Film allein finanziert: Mut bewiesen, um das Ziel zu erreichen
„Das war super viel Vorplanung“, sagt die 20-Jährige, die den Film allein finanziert hat. Da das Budget der Studentin, die als Produktionsassistentin jobbt, nicht allzu üppig ist, wird sie kreativ. Sie gestaltet eine Mappe mit Informationen zu ihrem Plan und wendet sich an viele Agenturen: „Ich habe mehr als 100 Schauspieler angefragt“, sagt sie. 99 Prozent hätten abgelehnt. Ohne Gage wollten sie nicht arbeiten. Das Bezahlen von Anreise, Unterkunft und Verpflegung sowie die Verwendung des Materials: Mehr kann Giuliana Barthels ihnen nicht bieten. Doch Schauspieler aus München und Berlin sagen schließlich zu.
Zehn bis zwölf Stunden, vier Drehtage lang: In Menden, Iserlohn und Dortmund wird schließlich im Mai 2023 gedreht. In Menden, einen Tag nach dem Hochwasser, das vor allem in Lendringsen für hohe Schäden gesorgt hatte. Kurzerhand müssen die Schauspieler mit Regenschirm zum Gut Rödinghausen laufen. Der Dramaturgie schadet es nicht. „Es war ein großes Abenteuer. Richtig schön, aber auch anstrengend. Wir hatten auch zwei Nachtdrehs.“ Vier Gewerke vereint Giuliana Barthel in einer Person: Drehbuchautorin, Produzentin, Regie und Editorin. Doch am Ende hat sich der Aufwand gelohnt. „Ich freue mich wirklich sehr und ich habe wahnsinnig viel dazu gelernt“, sagt sie.

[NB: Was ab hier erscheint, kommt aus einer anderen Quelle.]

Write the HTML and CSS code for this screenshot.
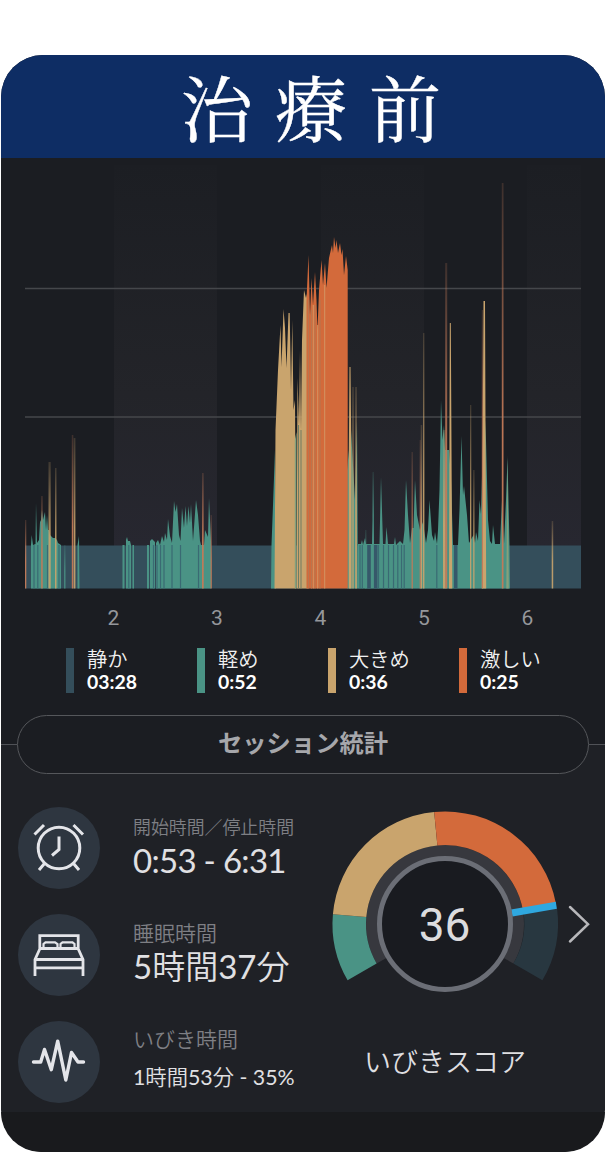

Weiterer Film soll in Menden entstehen
Und damit es nicht langweilig wird, plant sie bereits ihren nächsten Film: wieder in Menden, dieses Mal allerdings mit einem Mendener Schauspieler. Dieses Mal soll es noch innovativer und künstlerischer werden, sagt Giuliana Barthel. Und auch das Thema verrät sie bereits: Einsamkeit. Filmfreunde dürften gespannt sein.
Wer den Film „Mutters Wunsch“ sehen möchte, findet ihn auf YouTube.